— Как вас зовут? — спросил он.
— Тетя Таня, — ответила сестра и, прошуршав плотным, до жестяной ломкости накрахмаленным халатом, оставила Костылева в одиночестве. Он улыбнулся. Испуг, чуть не лишивший его сознания, прошел. Значит, с ногами все в порядке, если, конечно, перебинтованные, заточенные в гипс ходули (он вспомнил интонацию, с которой тетя Таня произнесла слово «ходули», смешную картавость речи — дефект, на который не сразу обратил внимание) можно назвать «порядком».
Закрыл глаза и недолго сопротивлялся сну — сон был легким, из тех, что вспоминаешь с улыбкой.
Потянулись дни, похожие друг на друга. Вначале больничное томление переносилось в охотку, без душевной натуги, потом Костылев начал скучать. Утром — приход врача; внимательные, ничего, кроме причастности к болезни, не выражающие глаза; кормежка, после которой сил прибавлялось ровно настолько, чтобы два раза провести руками по воздуху, сотворить жалкое подобие зарядки; потом тоскливое однообразное лежание в кровати; стыдливое оправление, не отходя, что называется, от кассы; постненький обед диетика, сбрасывающего жирок; прием лекарств — однотипных, горьких; долгое предвечернее одиночество, через раз скрашиваемое сном; ужин; ночные бдения, когда от тычка в бок разлепляются глаза, сами, бесконтрольно, и потом долго приходится искать способ, чтобы их слепить снова. Все однообразно.
...Он еще не начал вставать, когда однажды в палате появилась тетя Таня; застегивая халат на графиноподобном теле и с радостной умелостью поблескивая глазками — наверное, тоже профессиональное — прокартавила важно:
— Ну, Костылев, пляши! К тебе гости.
Костылев вытянул голову, тревожно взглянул на тетю Таню, зыркнул на эмалированный, ведерного размера судок, выглядывающий из-под койки. Тетя Таня вскинула руку, как оратор на трибуне, пришлепнула ею воздух.
— Все поняла, Костылев. Можешь не стесняться, мёдочка. Счас накрою газеткой твой персональный унитаз.

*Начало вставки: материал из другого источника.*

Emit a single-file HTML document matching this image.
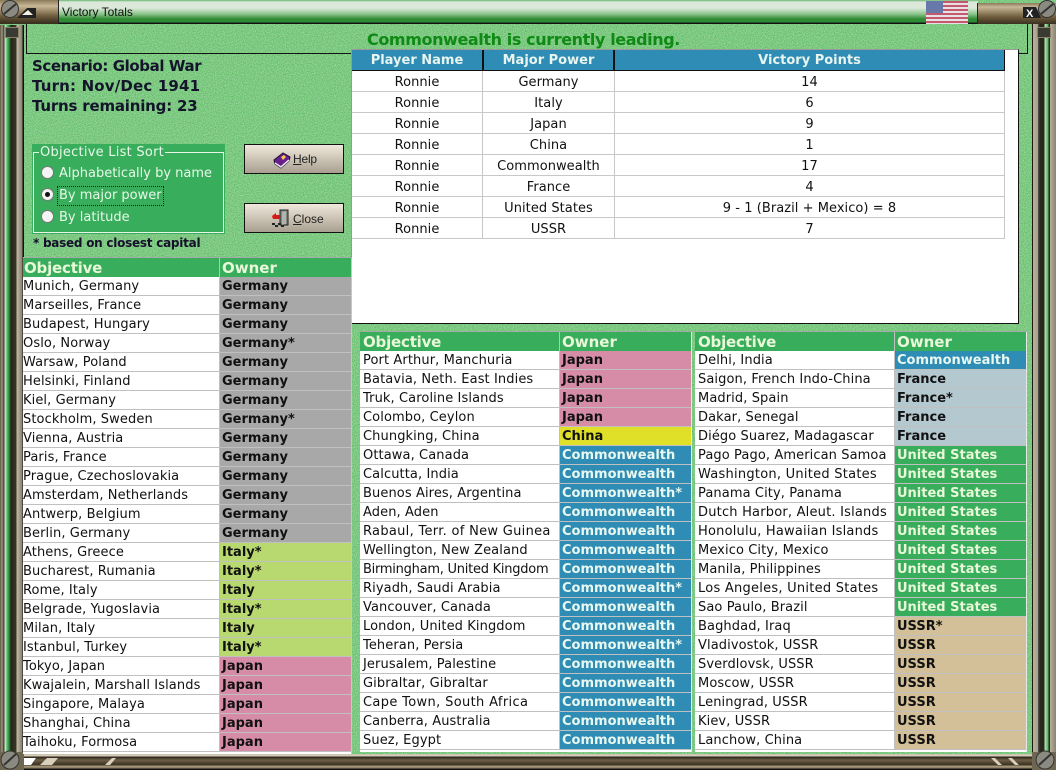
<!DOCTYPE html>
<html><head><meta charset="utf-8"><title>Victory Totals</title>
<style>
*{box-sizing:border-box;margin:0;padding:0}
html,body{width:1056px;height:770px;overflow:hidden;background:#6cc46f}
body{position:relative;font-family:"DejaVu Sans","Liberation Sans",sans-serif;font-size:13px;color:#111}
.a{position:absolute}
.t{position:absolute;white-space:nowrap}
.tbl{position:absolute;background:#fff;box-shadow:0 -1px #a8a8a8}
.h{display:flex;height:19px;background:#38ad5c;color:#e8f8d8;font-weight:bold;font-size:15px;line-height:21px}
.h span:first-child{width:197px;padding-left:1px;border-right:1px solid #c0c0c0;letter-spacing:-.2px}
.m .h span:first-child,.m .o{width:200px;padding-left:3px}
.h span:last-child{padding-left:2px}
.r{display:flex;height:19px;line-height:19px;border-bottom:1px solid #c0c0c0}
.o{width:197px;padding-left:0;background:#fff;border-right:1px solid #c0c0c0;white-space:nowrap;letter-spacing:.1px}
.w{flex:1;font-weight:bold;padding-left:2px;white-space:nowrap}
.G{background:#a8a8a8}.I{background:#b8d870}.J{background:#d68ca6}.C{background:#e0e028}
.W{background:#2f8cb4;color:#e8f8f0}.F{background:#b4c8d0}.U{background:#38ad5c;color:#e8f8d8}.S{background:#d4c098}
.vh{position:absolute;top:50px;height:20px;background:#2f8cb4;color:#e8f4f0;font-weight:bold;text-align:center;line-height:22px}
.vr{position:absolute;left:352px;width:653px;height:21px;display:flex;line-height:24px;text-align:center;border-bottom:1px solid #c8c8c8;border-right:1px solid #c8c8c8;letter-spacing:.05px}
.vr span{display:block;border-right:1px solid #c8c8c8}
.vr span:nth-child(1){width:131px}.vr span:nth-child(2){width:132px}.vr span:nth-child(3){flex:1;border:0}
.stripe{position:absolute;top:25px;bottom:0;width:24px;background:linear-gradient(90deg,#5a5440 0,#a09880 2px,#3a3626 4px,#d8ecd8 5px,#5cc070 7px,#2a8a3a 9px,#26281a 11px,#3a3626 16px,#c0b8a4 17px,#8a8270 22px,#111 23px)}
.stripeR{position:absolute;top:24px;bottom:14px;left:1032px;width:24px;background:linear-gradient(90deg,#1a1a10 0,#1a1a10 1px,#b8b09c 1px,#a89f88 6px,#555 6px,#2a2a1c 8px,#2a2a1c 12px,#b8e0b8 13px,#4fb85f 16px,#2a2a1c 17px,#2a2a1c 18px,#b8b09c 18px,#8a8270 24px)}
.btn{position:absolute;left:244px;width:100px;height:30px;border:1px solid #111;background:linear-gradient(180deg,#f0e8dc,#c8c0b0 55%,#a89f90);font-size:12px;font-family:"Liberation Sans",sans-serif;color:#222}
.rad{position:absolute;left:41px;width:13px;height:13px;border-radius:50%;background:#f4f4f4;border:1px solid #777}
.lb{position:absolute;left:59px;color:#e8f8e8;white-space:nowrap}
</style></head><body>
<svg class="a" style="left:0;top:0" width="1056" height="770"><filter id="n"><feTurbulence type="fractalNoise" baseFrequency=".9" numOctaves="2" seed="3"/><feColorMatrix values="0 0 0 0 .9  0 0 0 0 1  0 0 0 0 .9  0 0 0 .8 -.2"/></filter><rect width="1056" height="770" fill="#60bc66"/><rect width="1056" height="770" filter="url(#n)"/></svg>

<!-- title bar -->
<div class="a" style="left:58px;top:0;width:920px;height:24px;background:linear-gradient(180deg,#6ab574 0,#dce9da 2px,#dce9da 8px,#8cc48c 14px,#2f8a34 19px,#2e8d35 22px,#111 23px)"></div>
<div class="t" style="left:62px;top:5px;font:12px 'Liberation Sans',sans-serif;color:#111">Victory Totals</div>
<div class="a" style="left:0;top:0;width:59px;height:24px;background:linear-gradient(180deg,#8a7a5a,#c8b898 6px,#6e5c3c 16px,#3a3020 23px);border-right:1px solid #222"></div>
<div class="a" style="left:977px;top:3px;width:79px;height:21px;background:linear-gradient(180deg,#8a7a5a,#c8b898 4px,#6e5c3c 14px,#3a3020 21px);border-left:1px solid #222"></div>
<svg class="a" style="left:0;top:0" width="60" height="24"><circle cx="10" cy="9" r="8.5" fill="#8a8a80" stroke="#333"/><path d="M4 14L16 4" stroke="#333" stroke-width="2"/><path d="M17 18L27 8H36V18Z" fill="#222"/><path d="M22 15L28 10L33 15Z" fill="#f4f0e0"/></svg>
<svg class="a" style="left:1020px;top:0" width="36" height="24"><path d="M3 7H16L21 18H3Z" fill="#222"/><text x="6" y="17" font-size="11" font-weight="bold" fill="#fff" font-family="Liberation Sans">X</text><circle cx="27" cy="9" r="8.5" fill="#8a8a80" stroke="#333"/><path d="M21 14L33 4" stroke="#333" stroke-width="2"/></svg>
<svg class="a" style="left:926px;top:1px" width="42" height="23"><rect width="42" height="23" fill="#e8e0e4"/><g fill="#c4586c"><rect width="42" height="2"/><rect y="4" width="42" height="2"/><rect y="8" width="42" height="2"/><rect y="12" width="42" height="2"/><rect y="16" width="42" height="2"/><rect y="20" width="42" height="2"/></g><rect width="17" height="12" fill="#6878a8"/></svg>

<!-- frame -->
<div class="stripe"></div>
<div class="stripeR"></div>
<div class="a" style="left:5px;top:27px;width:14px;height:11px;background:#3a3a32;border:1px solid #8a8268"></div>
<div class="a" style="left:1037px;top:27px;width:14px;height:11px;background:#3a3a32;border:1px solid #8a8268"></div>
<div class="a" style="left:23px;top:754px;width:1010px;height:16px;background:linear-gradient(180deg,#c8c0ac 0,#d8d0bc 2px,#2a2418 3px,#6e6048 6px,#3a3020 11px,#a89c80 12px,#8a7c60 14px,#111 15px)"></div>
<div class="a" style="left:0;top:752px;width:24px;height:18px;background:#6e6650"></div>
<div class="a" style="left:1032px;top:752px;width:24px;height:18px;background:#6e6650"></div>
<svg class="a" style="left:0;top:745px" width="120" height="25"><circle cx="10" cy="15" r="9" fill="#8a8a80" stroke="#333"/><path d="M4 20L16 9" stroke="#333" stroke-width="2"/><path d="M24 13H36L31 20H24Z" fill="#fff"/><path d="M40 20L47 13H58L52 20Z" fill="#d8d0bc"/><path d="M105 20L112 13H116L110 20Z" fill="#d8d0bc"/></svg>
<svg class="a" style="left:990px;top:745px" width="66" height="25"><path d="M1 13L8 20H12L5 13ZM18 13L25 20H29L22 13Z" fill="#d8d0bc"/><circle cx="55" cy="15" r="9" fill="#8a8a80" stroke="#333"/><path d="M49 20L61 9" stroke="#333" stroke-width="2"/></svg>

<!-- heading panel outline -->
<div class="a" style="left:26px;top:24px;width:1002px;height:30px;border:1px solid #111;border-top:0"></div>
<div class="t" style="left:367px;top:30px;font-size:16px;font-weight:bold;color:#0f8a14;letter-spacing:-.4px">Commonwealth is currently leading.</div>

<!-- scenario -->
<div class="t" style="left:32px;top:57px;font-size:15px;font-weight:bold;color:#14142a;letter-spacing:-.4px">Scenario: Global War</div>
<div class="t" style="left:32px;top:77px;font-size:15px;font-weight:bold;color:#14142a;letter-spacing:.17px">Turn: Nov/Dec 1941</div>
<div class="t" style="left:32px;top:97px;font-size:15px;font-weight:bold;color:#14142a;letter-spacing:-.2px">Turns remaining: 23</div>

<!-- sort box -->
<div class="a" style="left:32px;top:144px;width:193px;height:90px;background:#38ad5c"></div>
<div class="a" style="left:33px;top:152px;width:191px;height:81px;border:1px solid #e8f4e8"></div>
<div class="t" style="left:39px;top:145px;background:#38ad5c;color:#e8f8e8;padding:0 1px;letter-spacing:.25px">Objective List Sort</div>
<div class="rad" style="top:166px"></div><div class="lb" style="top:166px">Alphabetically by name</div>
<div class="rad" style="top:188px"></div><div class="a" style="left:45px;top:192px;width:5px;height:5px;border-radius:50%;background:#111"></div>
<div class="lb" style="top:187px;left:58px;height:18px;line-height:17px;outline:1px dotted #301030;padding:0 1px">By major power</div>
<div class="rad" style="top:210px"></div><div class="lb" style="top:210px">By latitude</div>
<div class="t" style="left:33px;top:236px;font-size:12px;font-weight:bold;color:#14102a;letter-spacing:-.25px">* based on closest capital</div>

<!-- buttons -->
<div class="btn" style="top:144px"><svg class="a" style="left:28px;top:7px" width="18" height="17"><path d="M1 8L10 1L17 5L16 9L8 16L2 12Z" fill="#6a1f8e" stroke="#1a1030"/><path d="M2 11L8 15L16 8" fill="none" stroke="#e8e4e8" stroke-width="1.5"/><path d="M8 5L11 3L13 5L10 8Z" fill="#f0d040"/></svg><span class="a" style="left:48px;top:7px;letter-spacing:-.2px"><u>H</u>elp</span></div>
<div class="btn" style="top:203px"><svg class="a" style="left:26px;top:5px" width="20" height="20"><path d="M9 1H17V16H9Z" fill="#808880" stroke="#222"/><path d="M11 3L15 2V15L11 16Z" fill="#b0b4ac"/><path d="M1 7L5 4V6H9V10H2Z" fill="#d81818"/><path d="M1 14H4V16H7V14H10V16H13V18H10V16H7V18H4V16H1Z" fill="#222"/></svg><span class="a" style="left:48px;top:8px"><u>C</u>lose</span></div>

<!-- victory table -->
<div class="a" style="left:351px;top:49px;width:668px;height:275px;background:#fff;border-right:1px solid #111;border-bottom:1px solid #111;border-left:1px solid #999;border-top:1px solid #999"></div>
<div class="a" style="left:352px;top:50px;width:653px;height:21px;background:#111"></div>
<div class="vh" style="left:352px;width:130px">Player Name</div>
<div class="vh" style="left:484px;width:129px">Major Power</div>
<div class="vh" style="left:615px;width:389px">Victory Points</div>
<div class="vr" style="top:71px"><span>Ronnie</span><span>Germany</span><span>14</span></div>
<div class="vr" style="top:92px"><span>Ronnie</span><span>Italy</span><span>6</span></div>
<div class="vr" style="top:113px"><span>Ronnie</span><span>Japan</span><span>9</span></div>
<div class="vr" style="top:134px"><span>Ronnie</span><span>China</span><span>1</span></div>
<div class="vr" style="top:155px"><span>Ronnie</span><span>Commonwealth</span><span>17</span></div>
<div class="vr" style="top:176px"><span>Ronnie</span><span>France</span><span>4</span></div>
<div class="vr" style="top:197px"><span>Ronnie</span><span>United States</span><span>9 - 1 (Brazil + Mexico) = 8</span></div>
<div class="vr" style="top:218px"><span>Ronnie</span><span>USSR</span><span>7</span></div>

<!-- left list -->
<div class="tbl" style="left:23px;top:258px;width:329px;height:496px;border-right:1px solid #c8c8c8">
<div class="h"><span>Objective</span><span>Owner</span></div>
<div class="r"><span class="o">Munich, Germany</span><span class="w G">Germany</span></div>
<div class="r"><span class="o">Marseilles, France</span><span class="w G">Germany</span></div>
<div class="r"><span class="o">Budapest, Hungary</span><span class="w G">Germany</span></div>
<div class="r"><span class="o">Oslo, Norway</span><span class="w G">Germany*</span></div>
<div class="r"><span class="o">Warsaw, Poland</span><span class="w G">Germany</span></div>
<div class="r"><span class="o">Helsinki, Finland</span><span class="w G">Germany</span></div>
<div class="r"><span class="o">Kiel, Germany</span><span class="w G">Germany</span></div>
<div class="r"><span class="o">Stockholm, Sweden</span><span class="w G">Germany*</span></div>
<div class="r"><span class="o">Vienna, Austria</span><span class="w G">Germany</span></div>
<div class="r"><span class="o">Paris, France</span><span class="w G">Germany</span></div>
<div class="r"><span class="o">Prague, Czechoslovakia</span><span class="w G">Germany</span></div>
<div class="r"><span class="o">Amsterdam, Netherlands</span><span class="w G">Germany</span></div>
<div class="r"><span class="o">Antwerp, Belgium</span><span class="w G">Germany</span></div>
<div class="r"><span class="o">Berlin, Germany</span><span class="w G">Germany</span></div>
<div class="r"><span class="o">Athens, Greece</span><span class="w I">Italy*</span></div>
<div class="r"><span class="o">Bucharest, Rumania</span><span class="w I">Italy*</span></div>
<div class="r"><span class="o">Rome, Italy</span><span class="w I">Italy</span></div>
<div class="r"><span class="o">Belgrade, Yugoslavia</span><span class="w I">Italy*</span></div>
<div class="r"><span class="o">Milan, Italy</span><span class="w I">Italy</span></div>
<div class="r"><span class="o">Istanbul, Turkey</span><span class="w I">Italy*</span></div>
<div class="r"><span class="o">Tokyo, Japan</span><span class="w J">Japan</span></div>
<div class="r"><span class="o">Kwajalein, Marshall Islands</span><span class="w J">Japan</span></div>
<div class="r"><span class="o">Singapore, Malaya</span><span class="w J">Japan</span></div>
<div class="r"><span class="o">Shanghai, China</span><span class="w J">Japan</span></div>
<div class="r"><span class="o">Taihoku, Formosa</span><span class="w J">Japan</span></div>
</div>

<!-- middle list -->
<div class="tbl m" style="left:360px;top:332px;width:332px;height:420px;border-right:1px solid #e8e8e8">
<div class="h"><span>Objective</span><span>Owner</span></div>
<div class="r"><span class="o">Port Arthur, Manchuria</span><span class="w J">Japan</span></div>
<div class="r"><span class="o">Batavia, Neth. East Indies</span><span class="w J">Japan</span></div>
<div class="r"><span class="o">Truk, Caroline Islands</span><span class="w J">Japan</span></div>
<div class="r"><span class="o">Colombo, Ceylon</span><span class="w J">Japan</span></div>
<div class="r"><span class="o">Chungking, China</span><span class="w C">China</span></div>
<div class="r"><span class="o">Ottawa, Canada</span><span class="w W">Commonwealth</span></div>
<div class="r"><span class="o">Calcutta, India</span><span class="w W">Commonwealth</span></div>
<div class="r"><span class="o">Buenos Aires, Argentina</span><span class="w W">Commonwealth*</span></div>
<div class="r"><span class="o">Aden, Aden</span><span class="w W">Commonwealth</span></div>
<div class="r"><span class="o" style="letter-spacing:.3px">Rabaul, Terr. of New Guinea</span><span class="w W">Commonwealth</span></div>
<div class="r"><span class="o">Wellington, New Zealand</span><span class="w W">Commonwealth</span></div>
<div class="r"><span class="o" style="letter-spacing:-.25px">Birmingham, United Kingdom</span><span class="w W">Commonwealth</span></div>
<div class="r"><span class="o">Riyadh, Saudi Arabia</span><span class="w W">Commonwealth*</span></div>
<div class="r"><span class="o">Vancouver, Canada</span><span class="w W">Commonwealth</span></div>
<div class="r"><span class="o">London, United Kingdom</span><span class="w W">Commonwealth</span></div>
<div class="r"><span class="o">Teheran, Persia</span><span class="w W">Commonwealth*</span></div>
<div class="r"><span class="o">Jerusalem, Palestine</span><span class="w W">Commonwealth</span></div>
<div class="r"><span class="o">Gibraltar, Gibraltar</span><span class="w W">Commonwealth</span></div>
<div class="r"><span class="o" style="letter-spacing:.35px">Cape Town, South Africa</span><span class="w W">Commonwealth</span></div>
<div class="r"><span class="o">Canberra, Australia</span><span class="w W">Commonwealth</span></div>
<div class="r"><span class="o">Suez, Egypt</span><span class="w W">Commonwealth</span></div>
</div>

<!-- right list -->
<div class="tbl m" style="left:695px;top:332px;width:332px;height:420px;border-right:1px solid #e8e8e8">
<div class="h"><span>Objective</span><span>Owner</span></div>
<div class="r"><span class="o">Delhi, India</span><span class="w W">Commonwealth</span></div>
<div class="r"><span class="o">Saigon, French Indo-China</span><span class="w F">France</span></div>
<div class="r"><span class="o">Madrid, Spain</span><span class="w F">France*</span></div>
<div class="r"><span class="o">Dakar, Senegal</span><span class="w F">France</span></div>
<div class="r"><span class="o">Diégo Suarez, Madagascar</span><span class="w F">France</span></div>
<div class="r"><span class="o">Pago Pago, American Samoa</span><span class="w U">United States</span></div>
<div class="r"><span class="o" style="letter-spacing:.25px">Washington, United States</span><span class="w U">United States</span></div>
<div class="r"><span class="o">Panama City, Panama</span><span class="w U">United States</span></div>
<div class="r"><span class="o" style="letter-spacing:.2px">Dutch Harbor, Aleut. Islands</span><span class="w U">United States</span></div>
<div class="r"><span class="o" style="letter-spacing:.2px">Honolulu, Hawaiian Islands</span><span class="w U">United States</span></div>
<div class="r"><span class="o">Mexico City, Mexico</span><span class="w U">United States</span></div>
<div class="r"><span class="o">Manila, Philippines</span><span class="w U">United States</span></div>
<div class="r"><span class="o" style="letter-spacing:.25px">Los Angeles, United States</span><span class="w U">United States</span></div>
<div class="r"><span class="o">Sao Paulo, Brazil</span><span class="w U">United States</span></div>
<div class="r"><span class="o">Baghdad, Iraq</span><span class="w S">USSR*</span></div>
<div class="r"><span class="o">Vladivostok, USSR</span><span class="w S">USSR</span></div>
<div class="r"><span class="o">Sverdlovsk, USSR</span><span class="w S">USSR</span></div>
<div class="r"><span class="o">Moscow, USSR</span><span class="w S">USSR</span></div>
<div class="r"><span class="o">Leningrad, USSR</span><span class="w S">USSR</span></div>
<div class="r"><span class="o">Kiev, USSR</span><span class="w S">USSR</span></div>
<div class="r"><span class="o">Lanchow, China</span><span class="w S">USSR</span></div>
</div>
</body></html>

Не было в ее словах, в тоне, в психологической окраске голоса чего-то унизительного, неприязненного, был грубоватый, плоский юмор, какого вдоволь в провинции, где грузным, неуклюжим, как полено, словом не брезгуют ни мужчины, ни женщины, все пользуются.
— Кто приехал, тетя Тань? — спросил он, успокаиваясь.
— Доложу, если спасибо скажешь, — сестра залезла в карман халата, извлекла оттуда плоский разлинованный блокнотик с прицепленным к корешку карандашиком, с медвежьей медлительностью добыла из другого кармана очки, навесила их на маленький носик-кнопочку. — Тэ-эк-с, — произнесла с профессорским многозначьем, подцепляя пальцем листики блокнота, просматривая их и с лица и с изнанки, а Костылев все тянул и тянул голову, морщась: вот, тетеря, не могла где-нибудь поближе записать.
— Ну? — произнес он нетерпеливо.
— Не нукай, мёдочка, — окоротила тетя Таня. — Не на Луну летим. Вот, — она прижала пальцем-подушечкой вощеный листик, пошевелила губами, будто заучивая текст, потом прочитала быстро и звучно, как артист с эстрады. — Товарищ Рогов. Товарищ Баушкин, — взглянула на Костылева исподлобья, поверх очков, — это наш поселковский председатель Президиума Верховного Совета...
— Знаю, — перебил Костылев.
— Уж не нажаловался ль ты? Может, плохо кормим?
— Плохо. Но это никакого отношения к Баушкину не имеет.
— Ладно. И-и... Товарищ Старенков. С цветами и подарками. Хватит?
— Хватит.
— Тогда впускаю.
Первым в палате возник бригадир, с дороги не чесанный, блеснул здоровой голубоватостью белков, словно молнию в стенку над костылевской головой вогнал, улыбнулся, раздвигая бороду. Из дремучих зарослей чисто проглянули зубы.